### PROBLEM TO WORK ON
Gather all lines containing the string "image" and copy them out.

Dataset records:
** begin **

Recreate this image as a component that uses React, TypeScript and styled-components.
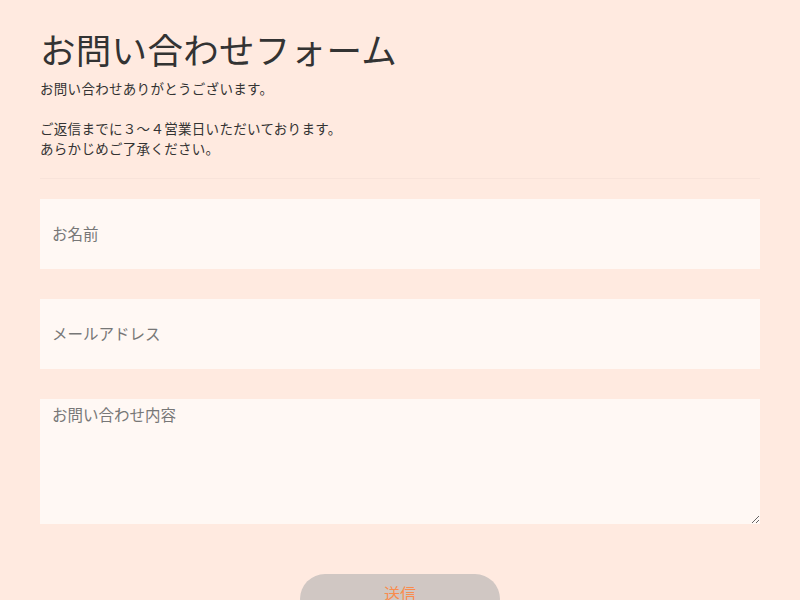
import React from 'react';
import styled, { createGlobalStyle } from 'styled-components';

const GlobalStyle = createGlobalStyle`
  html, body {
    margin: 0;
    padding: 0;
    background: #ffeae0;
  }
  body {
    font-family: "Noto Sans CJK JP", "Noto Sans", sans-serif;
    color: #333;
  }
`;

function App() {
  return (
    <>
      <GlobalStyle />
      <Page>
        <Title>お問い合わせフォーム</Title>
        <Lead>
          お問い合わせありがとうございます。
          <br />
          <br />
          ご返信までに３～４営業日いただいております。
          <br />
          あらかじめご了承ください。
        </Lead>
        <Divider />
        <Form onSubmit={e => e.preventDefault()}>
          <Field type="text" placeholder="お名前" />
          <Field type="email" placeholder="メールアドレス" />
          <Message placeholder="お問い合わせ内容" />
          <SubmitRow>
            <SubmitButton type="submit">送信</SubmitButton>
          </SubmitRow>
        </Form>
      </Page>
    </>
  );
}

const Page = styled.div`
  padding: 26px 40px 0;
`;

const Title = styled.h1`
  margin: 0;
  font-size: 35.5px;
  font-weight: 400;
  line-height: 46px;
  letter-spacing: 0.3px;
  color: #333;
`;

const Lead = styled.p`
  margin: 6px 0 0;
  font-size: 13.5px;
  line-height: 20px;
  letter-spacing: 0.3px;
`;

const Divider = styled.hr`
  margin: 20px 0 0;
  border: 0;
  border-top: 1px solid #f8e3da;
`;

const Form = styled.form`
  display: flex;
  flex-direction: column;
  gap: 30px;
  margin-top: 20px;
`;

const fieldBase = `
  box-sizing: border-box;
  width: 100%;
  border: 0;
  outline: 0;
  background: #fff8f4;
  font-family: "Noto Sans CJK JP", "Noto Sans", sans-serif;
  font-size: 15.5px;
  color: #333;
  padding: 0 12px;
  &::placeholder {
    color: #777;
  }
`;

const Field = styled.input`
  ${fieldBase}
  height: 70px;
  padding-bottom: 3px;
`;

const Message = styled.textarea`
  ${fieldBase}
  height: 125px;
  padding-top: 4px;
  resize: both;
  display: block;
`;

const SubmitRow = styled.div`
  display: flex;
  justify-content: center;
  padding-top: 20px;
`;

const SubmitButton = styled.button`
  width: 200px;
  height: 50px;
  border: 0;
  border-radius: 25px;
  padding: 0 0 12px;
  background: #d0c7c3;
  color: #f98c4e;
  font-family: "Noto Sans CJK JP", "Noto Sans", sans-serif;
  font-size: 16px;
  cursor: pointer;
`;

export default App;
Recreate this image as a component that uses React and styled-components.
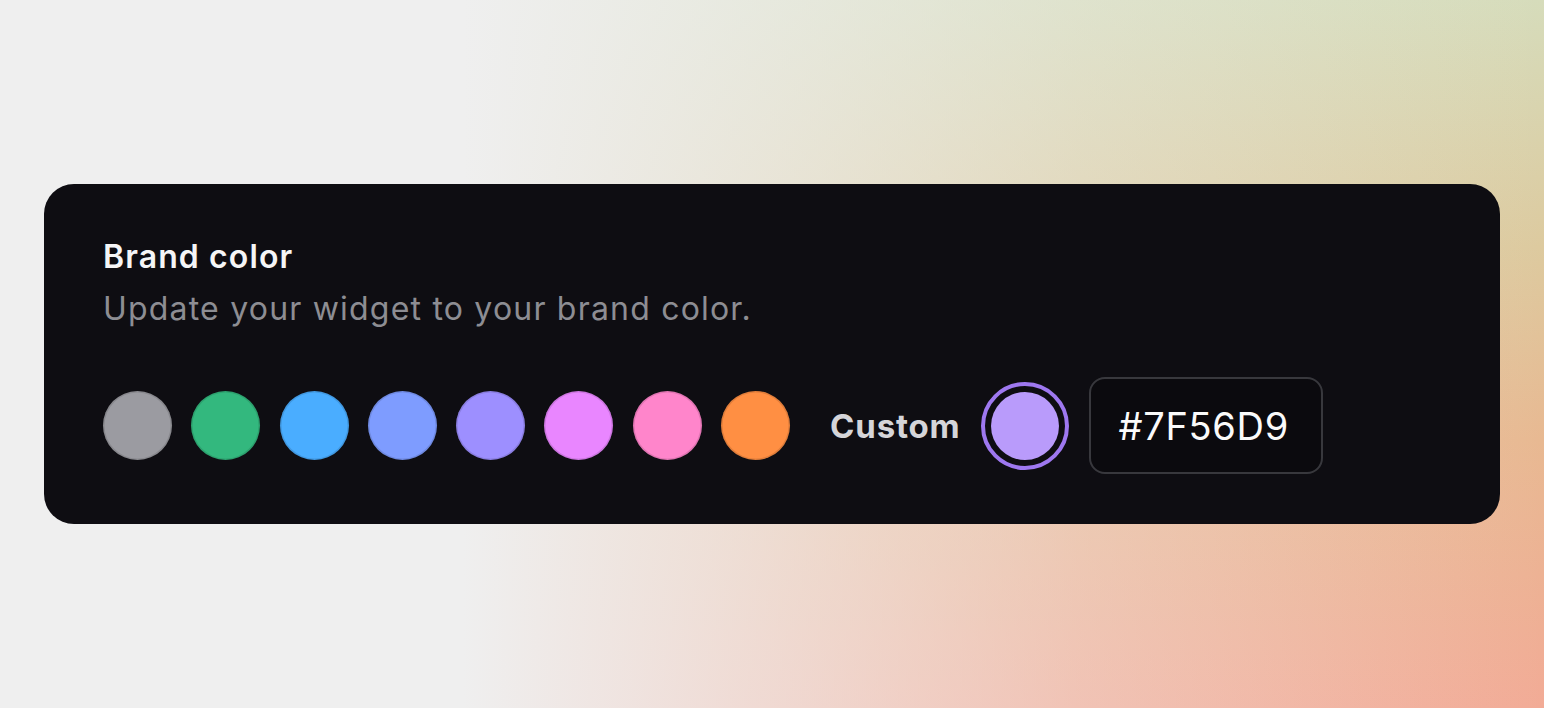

** end **

### TASK ANSWER
Recreate this image as a component that uses React, TypeScript and styled-components.
Recreate this image as a component that uses React and styled-components.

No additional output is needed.